Question: Which member of Congress do you think shared this great parable to help us understand the current U.S. tax situation?
(The answer is at the bottom of the page.)
Every evening, the same 10 friends eat dinner together, family style, at the same restaurant. The bill for all 10 comes to $100. They always pay it the way we pay taxes:
• The first four are poor and pay nothing.
• The fifth pays $1.
• The sixth pays $3.
• The seventh, $7
• The eighth, $12.
• The ninth, $18.
• The 10th, (the most well-to-do) pays $59.
One night the restaurant owner announces that because they're such good customers, he's dropping their group dinner bill to $80. Let's call that a tax cut.
They want to continue paying their bill as we pay taxes. So the four poorest people still eat free. But if the other six split the $20 tax cut evenly, each would save $3.33. That means the fifth and sixth would end up being paid to eat.
The restaurant owner works out a plan: The fifth person eats free; the sixth pays $2; the seventh, $5; the eighth, $9; the ninth, $12; and the 10th one pays $52.
All six are better off than before, and the four poor people still eat for nothing.
The trouble starts when they leave the restaurant and begin to compare what they reaped from the twenty dollar cut.

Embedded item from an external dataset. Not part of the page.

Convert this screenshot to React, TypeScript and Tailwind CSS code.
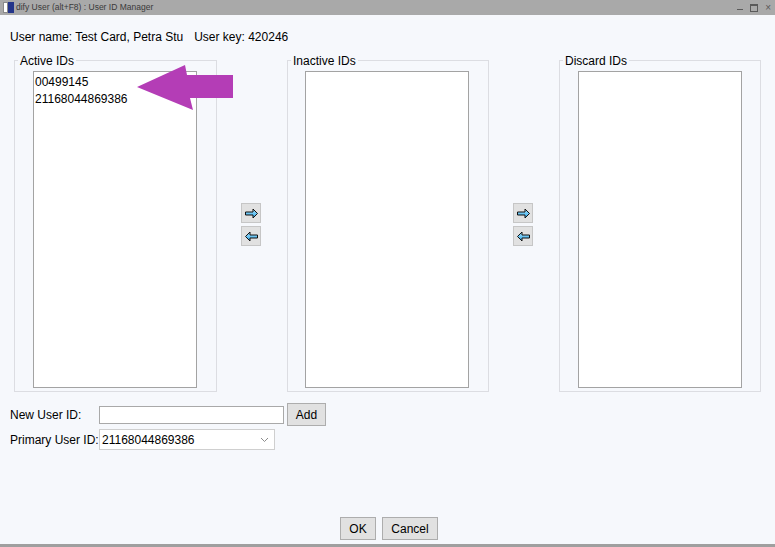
import React from "react";

function ArrowButton({ dir }: { dir: "right" | "left" }) {
  const pts =
    dir === "right"
      ? "1.5,4 9,4 9,1 13.5,5.5 9,10 9,7 1.5,7"
      : "13.5,4 6,4 6,1 1.5,5.5 6,10 6,7 13.5,7";
  return (
    <button className="w-[20px] h-[20px] flex items-center justify-center bg-[#e1e1e1] border border-[#c6c6c6]">
      <svg width="15" height="11" viewBox="0 0 15 11">
        <defs>
          <linearGradient id={`g-${dir}`} x1="0" y1="0" x2="0" y2="1">
            <stop offset="0" stopColor="#a9e4ff" />
            <stop offset="1" stopColor="#2fa6e6" />
          </linearGradient>
        </defs>
        <polygon points={pts} fill={`url(#g-${dir})`} stroke="#111" strokeWidth="1" strokeLinejoin="miter" />
      </svg>
    </button>
  );
}

function GroupBox({ title, items, width, inset }: { title: string; items: string[]; width: string; inset: string }) {
  return (
    <fieldset className={`${width} h-[339px] border border-[#dcdde2] pt-[4px]`}>
      <legend className="ml-[3px] px-[2px] text-[12px] leading-[14px] text-black">
        <span className="relative top-[1px]">{title}</span>
      </legend>
      <div className={`${inset} w-[164px] h-[317px] bg-white border border-[#a3a3a3] pt-[2px] pl-[1px] text-[12px] leading-[17px] text-black`}>
        {items.map((it) => (
          <div key={it}>{it}</div>
        ))}
      </div>
    </fieldset>
  );
}

function MoveButtons() {
  return (
    <div className="w-[20px] pt-[150px] flex flex-col gap-[3px]">
      <ArrowButton dir="right" />
      <ArrowButton dir="left" />
    </div>
  );
}

export default function App() {
  return (
    <div
      className="relative w-[775px] h-[547px] bg-[#f6f8fc] flex flex-col overflow-hidden text-black"
      style={{ fontFamily: '"Liberation Sans", Arial, sans-serif' }}
    >
      {/* title bar */}
      <div className="h-[15px] bg-[#a9a9a9] flex items-center shrink-0">
        <div className="ml-[3px] w-[5px] h-[11px] bg-white border border-[#8a8a8a]" />
        <div className="w-[6px] h-[11px] bg-[#24358a]" />
        <span className="ml-[2px] text-[8.5px] leading-[15px] text-[#3a3a3a]">dify User (alt+F8) : User ID Manager</span>
        <div className="ml-auto mr-[4px] flex items-center gap-[7px] text-[#5a5a5a]">
          <div className="w-[6px] h-[1px] bg-[#5a5a5a] mt-[4px]" />
          <div className="w-[8px] h-[8px] border border-[#5a5a5a] border-t-2" />
          <span className="text-[10px] leading-[10px]">×</span>
        </div>
      </div>

      {/* user info */}
      <div className="h-[38px] pt-[15px] pl-[10px] flex items-start gap-[11px] text-[12px] leading-[14px]">
        <span>User name: Test Card, Petra Stu</span>
        <span>User key: 420246</span>
      </div>

      {/* id columns */}
      <div className="pl-[14px] flex items-start">
        <GroupBox title="Active IDs" items={["00499145", "21168044869386"]} width="w-[203px]" inset="ml-[18px]" />
        <div className="w-[24px]" />
        <MoveButtons />
        <div className="w-[26px]" />
        <GroupBox title="Inactive IDs" items={[]} width="w-[202px]" inset="ml-[17px]" />
        <div className="w-[24px]" />
        <MoveButtons />
        <div className="w-[26px]" />
        <GroupBox title="Discard IDs" items={[]} width="w-[202px]" inset="ml-[18px]" />
      </div>

      {/* new / primary id */}
      <div className="mt-[11px] pl-[10px] flex flex-col gap-[3px] text-[12px]">
        <div className="flex items-center h-[23px]">
          <span className="w-[89px]">New User ID:</span>
          <div className="w-[185px] h-[18px] bg-white border border-[#a9a9a9]" />
          <button className="ml-[3px] w-[39px] h-[23px] bg-[#e1e1e1] border border-[#adadad] text-[12px]">Add</button>
        </div>
        <div className="flex items-center h-[21px]">
          <span className="w-[89px]">Primary User ID:</span>
          <div className="w-[176px] h-[21px] bg-white border border-[#cfcfcf] flex items-center pl-[2px] pr-[5px]">
            <span>21168044869386</span>
            <svg className="ml-auto" width="9" height="6" viewBox="0 0 9 6">
              <polyline points="1,1 4.5,4.5 8,1" fill="none" stroke="#8c8c8c" strokeWidth="1" />
            </svg>
          </div>
        </div>
      </div>

      {/* ok / cancel */}
      <div className="mt-auto mb-[4px] flex justify-center gap-[6px] pl-[3px] text-[12px]">
        <button className="w-[36px] h-[23px] bg-[#e1e1e1] border border-[#adadad]">OK</button>
        <button className="w-[56px] h-[23px] bg-[#e1e1e1] border border-[#adadad]">Cancel</button>
      </div>
      <div className="h-[3px] bg-[#9f9f9f] shrink-0" />

      {/* annotation arrow */}
      <svg className="absolute left-0 top-0 pointer-events-none" width="775" height="547">
        <polygon points="137,87 185,65 187,75 233,75 233,98 190,98 193,110" fill="#b43db6" />
      </svg>
    </div>
  );
}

"I only got a dollar of it," says the sixth person, "but he (pointing at No. 10) got $7."
The fifth person, who also saved a dollar by getting his meal free, agrees that it's not fair for the richest to get seven times the savings as he.

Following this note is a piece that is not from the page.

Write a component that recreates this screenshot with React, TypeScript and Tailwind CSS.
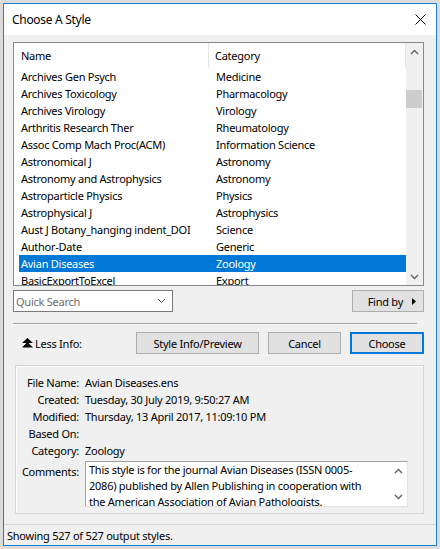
import React from "react";

const rows: [string, string][] = [
  ["Archives Gen Psych", "Medicine"],
  ["Archives Toxicology", "Pharmacology"],
  ["Archives Virology", "Virology"],
  ["Arthritis Research Ther", "Rheumatology"],
  ["Assoc Comp Mach Proc(ACM)", "Information Science"],
  ["Astronomical J", "Astronomy"],
  ["Astronomy and Astrophysics", "Astronomy"],
  ["Astroparticle Physics", "Physics"],
  ["Astrophysical J", "Astrophysics"],
  ["Aust J Botany_hanging indent_DOI", "Science"],
  ["Author-Date", "Generic"],
  ["Avian Diseases", "Zoology"],
  ["BasicExportToExcel", "Export"],
];

const ChevUp = ({ className = "" }: { className?: string }) => (
  <svg width="9" height="6" viewBox="0 0 9 6" className={className}>
    <path d="M1 5 L4.5 1.5 L8 5" fill="none" stroke="#606060" strokeWidth="1.4" />
  </svg>
);
const ChevDown = ({ className = "" }: { className?: string }) => (
  <svg width="9" height="6" viewBox="0 0 9 6" className={className}>
    <path d="M1 1 L4.5 4.5 L8 1" fill="none" stroke="#606060" strokeWidth="1.4" />
  </svg>
);

const info: [string, string][] = [
  ["File Name:", "Avian Diseases.ens"],
  ["Created:", "Tuesday, 30 July 2019, 9:50:27 AM"],
  ["Modified:", "Thursday, 13 April 2017, 11:09:10 PM"],
  ["Based On:", ""],
  ["Category:", "Zoology"],
];

export default function App() {
  return (
    <div
      className="w-[440px] h-[549px] bg-[#dcdcdc] p-[3px] text-[11px] tracking-[-0.25px] text-black leading-none"
      style={{ fontFamily: '"Noto Sans", "Open Sans", sans-serif' }}
    >
      <div className="w-full h-full border border-[#1a7fd4] bg-[#f0f0f0] flex flex-col">
        {/* Title bar */}
        <div className="h-[31px] bg-white flex items-center justify-between pl-[8px] pr-[8px] shrink-0">
          <span className="text-[12px] tracking-[-0.3px]">Choose A Style</span>
          <svg width="11" height="11" viewBox="0 0 11 11" className="mr-[2px]">
            <path d="M0.5 0.5 L10.5 10.5 M10.5 0.5 L0.5 10.5" stroke="#000" strokeWidth="1" />
          </svg>
        </div>

        <div className="flex-1 flex flex-col pl-[9px] pr-[12px] pt-[7px]">
          {/* List box */}
          <div className="h-[244px] border border-[#828790] bg-white flex overflow-hidden shrink-0">
            <div className="flex-1 flex flex-col">
              <div className="h-[25px] shrink-0 grid grid-cols-[195px_1fr] items-center">
                <div className="pl-[7px] h-full flex items-center border-r border-[#e5e5e5]">Name</div>
                <div className="pl-[6px] h-full flex items-center border-r border-[#e5e5e5]">Category</div>
              </div>
              <div className="flex flex-col pl-[5px]">
                {rows.map(([n, c], i) => {
                  const sel = i === 11;
                  return (
                    <div
                      key={n}
                      className={`h-[17px] shrink-0 grid grid-cols-[190px_1fr] items-center ${
                        sel ? "bg-[#0078d7] text-white" : ""
                      }`}
                    >
                      <div className="pl-[2px] whitespace-nowrap">{n}</div>
                      <div className="pl-[7px] whitespace-nowrap">{c}</div>
                    </div>
                  );
                })}
              </div>
            </div>
            {/* scrollbar */}
            <div className="w-[17px] shrink-0 bg-[#f0f0f0] flex flex-col items-center">
              <div className="h-[17px] w-full flex items-center justify-center">
                <ChevUp />
              </div>
              <div className="flex-1 w-full relative">
                <div className="absolute left-[0px] right-[1px] top-[30px] h-[18px] bg-[#cdcdcd]" />
              </div>
              <div className="h-[17px] w-full flex items-center justify-center">
                <ChevDown />
              </div>
            </div>
          </div>

          {/* Search row */}
          <div className="mt-[4px] h-[22px] flex items-center justify-between shrink-0">
            <div className="w-[160px] h-[22px] border border-[#7a7a7a] bg-white flex items-center justify-between pl-[2px] pr-[6px]">
              <span className="text-[#6d6d6d]">Quick Search</span>
              <svg width="9" height="6" viewBox="0 0 9 6">
                <path d="M1 1 L4.5 4.5 L8 1" fill="none" stroke="#555" strokeWidth="1" />
              </svg>
            </div>
            <div className="w-[72px] h-[22px] border border-[#adadad] bg-[#e1e1e1] flex items-center justify-end pr-[7px] gap-[9px]">
              <span>Find by</span>
              <svg width="4" height="7" viewBox="0 0 4 7">
                <path d="M0 0 L4 3.5 L0 7 Z" fill="#000" />
              </svg>
            </div>
          </div>

          {/* separator */}
          <div className="mt-[11px] mr-[7px] border-t border-[#a0a0a0] border-b border-b-white shrink-0" />

          {/* button row */}
          <div className="mt-[7px] h-[22px] flex items-center shrink-0">
            <div className="flex items-center pl-[9px] w-[123px] gap-[2px]">
              <svg width="11" height="10" viewBox="0 0 11 10">
                <path d="M5.5 0 L11 5 L0 5 Z M5.5 4 L11 9.5 L0 9.5 Z" fill="#000" />
              </svg>
              <span>Less Info:</span>
            </div>
            <div className="w-[123px] h-[22px] border border-[#adadad] bg-[#e1e1e1] flex items-center justify-center">
              Style Info/Preview
            </div>
            <div className="ml-[9px] w-[73px] h-[22px] border border-[#adadad] bg-[#e1e1e1] flex items-center justify-center">
              Cancel
            </div>
            <div className="ml-[9px] w-[74px] h-[22px] border-2 border-[#0078d7] bg-[#e1e1e1] flex items-center justify-center">
              Choose
            </div>
          </div>

          {/* info panel */}
          <div className="mt-[11px] ml-[2px] h-[149px] border border-[#d5d5d5] shadow-[inset_1px_1px_0_#ffffff] flex flex-col pt-[8px] shrink-0">
            {info.map(([l, v]) => (
              <div key={l} className="h-[17px] flex items-center shrink-0">
                <div className="w-[63px] text-right whitespace-nowrap">{l}</div>
                <div className="pl-[6px] whitespace-nowrap">{v}</div>
              </div>
            ))}
            <div className="mt-[2px] flex items-start">
              <div className="w-[63px] text-right pt-[5px]">Comments:</div>
              <div className="ml-[6px] w-[323px] h-[46px] bg-white border border-[#a0a0a0] border-r-[#e3e3e3] border-b-[#e3e3e3] flex overflow-hidden">
                <div className="flex-1 pl-[3px] leading-[16px] whitespace-nowrap">
                  This style is for the journal Avian Diseases (ISSN 0005-
                  <br />
                  2086) published by Allen Publishing in cooperation with
                  <br />
                  the American Association of Avian Pathologists.
                </div>
                <div className="w-[17px] shrink-0 flex flex-col items-center justify-between py-[6px]">
                  <ChevUp />
                  <ChevDown />
                </div>
              </div>
            </div>
          </div>

          <div className="flex-1" />
        </div>

        {/* status bar */}
        <div className="h-[21px] border-t border-[#d7d7d7] flex items-center pl-[3px] shrink-0">
          Showing 527 of 527 output styles.
        </div>
      </div>
    </div>
  );
}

No. 7, grousing that the wealthy get all the breaks, points out that he only got two bucks.
"Wait a minute," the first four poor people yell in unison. "We didn't get anything at all. The system exploits the poor!"
The nine people jump the 10th and administer a severe beating.
The next night he doesn't come for dinner.
They shrug it off and eat without him. The customary $80 bill comes. Surprise! They're $52 short.
Yes, those who pay the most taxes get the most back from tax reductions.
But tax them too much — punish them for the wealth they may have — and they just might stop bringing their money to the table.
I guess this is why American businesses have about $10 trillion in offshore deposits.
You can’t blame them. After all, they got tired of getting beat up to forfeit their “fair share.”
Time for us to appreciate those who give far more than their "fair share" to the national tax burden!
Answer: Michele Bachmann - the one with the LLM degree in tax law and who worked for the IRS.